Document

Centrus Energy Corp.
6901 Rockledge Drive, Suite 800
Bethesda, Maryland 20817

Philip O. Strawbridge
(301) 814-7235 cell
Senior Vice President, Chief Financial Officer,
Chief Administrative Officer & Treasurer

February 03, 2022

VIA EDGAR

Ms. Wei Lu, Staff Accountant
Mr. Ethan Horowitz, Accounting Branch Chief
Office of Energy & Transportation
Division of Corporation Finance
United States Securities and Exchange Commission
100 F Street, NE
Washington, DC 20549

RE: Centrus Energy Corp.
Form 10-K for the Fiscal Year ended December 31, 2020
Filed March 22, 2021
Form 10-Q for the Nine Months ended September 30, 2021
Filed November 12, 2021
File No. 001-14287


Dear Ms. Lu and Mr. Horowitz:

This letter sets forth the response of Centrus Energy Corp. (the “Company,” “we” or “us”) to the comments of the staff (the “Staff”) of the Securities and Exchange Commission (the “Commission”) contained in your letter dated January 20, 2022 (the “Comment Letter”), regarding the above-referenced filings with the Commission. For the convenience of the Staff, the Staff’s comment is restated in italics prior to our response to such comment.
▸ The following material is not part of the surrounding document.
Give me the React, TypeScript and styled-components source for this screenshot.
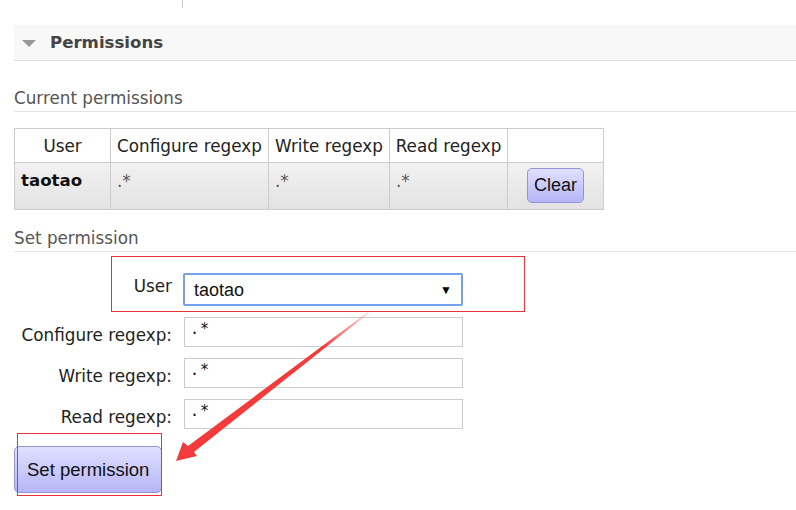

Form 10-K for the Fiscal Year ended December 31, 2020

Management's Discussion and Analysis of Financial Condition and Results of Operations
Results of Operations, page 52

1.The revised disclosure provided in response to comment 1 states that the presentation of non-GAAP measures is useful to investors because it provides a more accurate reflection of management’s assessment of your ongoing operating performance. Please further revise your disclosure as this language appears to be inconsistent with the prominence requirements per Item 10(e)(1)(i)(A) of Regulation S-K.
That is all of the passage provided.